You can thank Wilsonian progressivism for all of that.
British economist John Maynard Keynes called the treaty "a Carthaginian peace" — but that was not true. Carthage had been utterly destroyed by Rome, but Germany was not utterly destroyed by the allies until 1945, along with its ally Japan. Only then did the U.S. have the luxury of trying to implement Wilsonian ideals by creating a "League of Nations 2.0" — the United Nations. The lesson of the Treaty of Versailles is that international politics is always dominated by raw power — not by progressive ideals.

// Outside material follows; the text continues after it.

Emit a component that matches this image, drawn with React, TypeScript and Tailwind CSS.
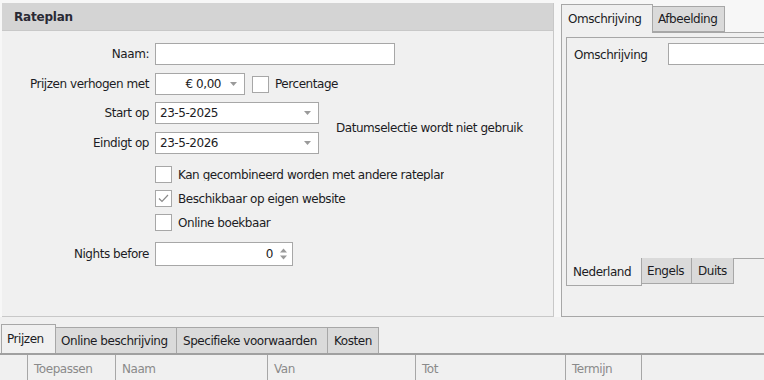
import React from "react";

const Arrow = () => (
  <svg width="7" height="4" viewBox="0 0 7 4" className="shrink-0">
    <path d="M0 0h7L3.5 4z" fill="#9a9a9a" />
  </svg>
);

function Combo({ value, w, right }: { value: string; w: string; right?: boolean }) {
  return (
    <div className={`${w} h-[22px] bg-white border border-[#a7a7a7] flex items-center pl-[4px] pr-[7px]`}>
      <span className={`flex-1 ${right ? "text-right pr-[9px]" : ""}`}>{value}</span>
      <Arrow />
    </div>
  );
}

function Check({ checked }: { checked?: boolean }) {
  return (
    <div className="w-[17px] h-[17px] bg-white border border-[#a7a7a7] flex items-center justify-center shrink-0">
      {checked && (
        <svg width="11" height="9" viewBox="0 0 11 9">
          <path d="M1 4.5l3 3L10 1" fill="none" stroke="#8a8a8a" strokeWidth="1.2" />
        </svg>
      )}
    </div>
  );
}

function Row({ label, children, className }: { label: string; children: React.ReactNode; className?: string }) {
  return (
    <div className={`flex items-center ${className ?? ""}`}>
      <div className="w-[153px] text-right pr-[6px]">{label}</div>
      {children}
    </div>
  );
}

export default function App() {
  return (
    <div className="w-[764px] h-[380px] overflow-hidden bg-[#f0f0f0] text-[#1c1c24] text-[12px] tracking-[-0.45px] font-['DejaVu_Sans',sans-serif] leading-none">
      <div className="flex h-[317px] pt-[3px] bg-[#f7f7f7]">
        {/* Rateplan */}
        <div className="ml-[2px] w-[552px] border-r border-b border-[#c8c8c8] bg-[#f0f0f0] flex flex-col">
          <div className="h-[28px] bg-[#d4d4d4] border-b border-[#c8c8c8] flex items-center pl-[12px] font-bold text-[12px] tracking-[-0.2px] text-[#2a2a35]">
            Rateplan
          </div>
          <div className="flex flex-col pt-[12px]">
            <Row label="Naam:">
              <div className="w-[240px] h-[22px] bg-white border border-[#a7a7a7]" />
            </Row>
            <Row label="Prijzen verhogen met" className="mt-[8px]">
              <Combo value="€ 0,00" w="w-[90px]" right />
              <div className="ml-[7px] flex items-center gap-[6px]">
                <Check />
                <span>Percentage</span>
              </div>
            </Row>
            <div className="flex mt-[7px]">
              <div className="flex flex-col gap-[8px]">
                <Row label="Start op">
                  <Combo value="23-5-2025" w="w-[164px]" />
                </Row>
                <Row label="Eindigt op">
                  <Combo value="23-5-2026" w="w-[164px]" />
                </Row>
              </div>
              <div className="ml-[17px] pt-[20px]">Datumselectie wordt niet gebruik</div>
            </div>
            <div className="flex flex-col gap-[7px] pl-[153px] mt-[12px]">
              <div className="flex items-center gap-[6px]">
                <Check />
                <span className="w-[266px] overflow-hidden whitespace-nowrap">Kan gecombineerd worden met andere rateplan</span>
              </div>
              <div className="flex items-center gap-[6px]">
                <Check checked />
                <span>Beschikbaar op eigen website</span>
              </div>
              <div className="flex items-center gap-[6px]">
                <Check />
                <span>Online boekbaar</span>
              </div>
            </div>
            <Row label="Nights before" className="mt-[11px]">
              <div className="w-[138px] h-[24px] bg-white border border-[#a7a7a7] flex items-center justify-end pr-[5px] gap-[7px]">
                <span>0</span>
                <svg width="7" height="12" viewBox="0 0 7 12">
                  <path d="M0 4.5h7L3.5 0.5z" fill="#9a9a9a" />
                  <path d="M0 7.5h7L3.5 11.5z" fill="#9a9a9a" />
                </svg>
              </div>
            </Row>
          </div>
        </div>

        {/* Right tabs */}
        <div className="ml-[7px] flex-1 flex flex-col bg-[#f0f0f0]">
          <div className="flex items-end h-[29px] bg-[#f7f7f7]">
            <div className="h-[29px] w-[92px] border border-b-0 border-[#a7a7a7] bg-[#f0f0f0] flex items-center pl-[6px] -mb-px relative z-10">
              Omschrijving
            </div>
            <div className="h-[26px] w-[72px] border border-l-0 border-[#a7a7a7] bg-[#dadada] flex items-center pl-[5px]">
              Afbeelding
            </div>
          </div>
          <div className="flex-1 border-l border-t border-b border-[#a7a7a7] pl-[4px] pt-[4px] pb-[30px] flex">
            <div className="flex-1 flex flex-col">
              <div className="flex-1 border-l border-t border-[#a7a7a7] flex items-start pt-[5px] pl-[7px]">
                <span className="mt-[6px]">Omschrijving</span>
                <div className="ml-[21px] flex-1 h-[22px] bg-white border border-[#a7a7a7] border-r-0" />
              </div>
              <div className="flex items-start h-[28px] border-t border-[#a7a7a7] -mt-px">
                <div className="h-[28px] w-[76px] border-l border-r border-b border-[#a7a7a7] bg-[#f0f0f0] flex items-center pl-[6px] -mt-px">
                  Nederland
                </div>
                <div className="h-[26px] w-[50px] border-r border-b border-[#a7a7a7] bg-[#dadada] flex items-center pl-[5px] -mt-px">
                  Engels
                </div>
                <div className="h-[26px] w-[42px] border-r border-b border-[#a7a7a7] bg-[#dadada] flex items-center pl-[6px] -mt-px">
                  Duits
                </div>
              </div>
            </div>
          </div>
        </div>
      </div>

      {/* Bottom tabs */}
      <div className="flex items-end h-[36px] pl-[1px]">
        <div className="h-[29px] w-[55px] border border-b-0 border-[#a7a7a7] bg-[#f0f0f0] flex items-center pl-[5px]">
          Prijzen
        </div>
        <div className="h-[26px] w-[121px] border border-l-0 border-b-0 border-[#a7a7a7] bg-[#dadada] flex items-center pl-[5px]">
          Online beschrijving
        </div>
        <div className="h-[26px] w-[151px] border border-l-0 border-b-0 border-[#a7a7a7] bg-[#dadada] flex items-center pl-[6px]">
          Specifieke voorwaarden
        </div>
        <div className="h-[26px] w-[51px] border border-l-0 border-b-0 border-[#a7a7a7] bg-[#dadada] flex items-center pl-[6px]">
          Kosten
        </div>
      </div>
      <div className="h-[2px] bg-[#a0a0a0]" />
      <div className="flex h-[26px] text-[#8a8a8a]">
        <div className="w-[28px] border-r border-[#a7a7a7]" />
        <div className="w-[88px] border-r border-[#a7a7a7] pl-[6px] pt-[8px]">Toepassen</div>
        <div className="w-[152px] border-r border-[#a7a7a7] pl-[6px] pt-[8px]">Naam</div>
        <div className="w-[148px] border-r border-[#a7a7a7] pl-[6px] pt-[8px]">Van</div>
        <div className="w-[150px] border-r border-[#a7a7a7] pl-[6px] pt-[8px]">Tot</div>
        <div className="w-[76px] border-r border-[#a7a7a7] pl-[6px] pt-[8px]">Termijn</div>
      </div>
    </div>
  );
}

Implementing Wilsonian progressivism has made the U.S. a hypocritical empire that denies itself is such. The U.S. engages in military adventurism to support "democracy" (the most recent example being the backing of the "Syrian Democratic Forces") except when it doesn't: the shah of Iran, the Diem coup in Vietnam, Ferdinand Marcos, and Syngman Rhee stand as a few (of many) uncomfortable examples, along with our alliance with the Soviet communist dictatorship against the "democratic" Hitler.
The Founders would have been aghast to see what has become of U.S. foreign policy since Wilson upended the Monroe Doctrine and committed the U.S. to a global crusade for "democracy." The nation was, after all, founded as — in Ben Franklin's words — "a republic...if you can keep it."
We have not kept it. A truly conservative foreign policy would be one that returned to the republican ideals of our Founding and to the sage advice of John Quincy Adams: "[America] goes not abroad, in search of monsters to destroy. She is the well-wisher to the freedom and independence of all. She is the champion and vindicator only of her own."
The author defended his academic dissertation "Woodrow Wilson and International Human Rights" in 2000.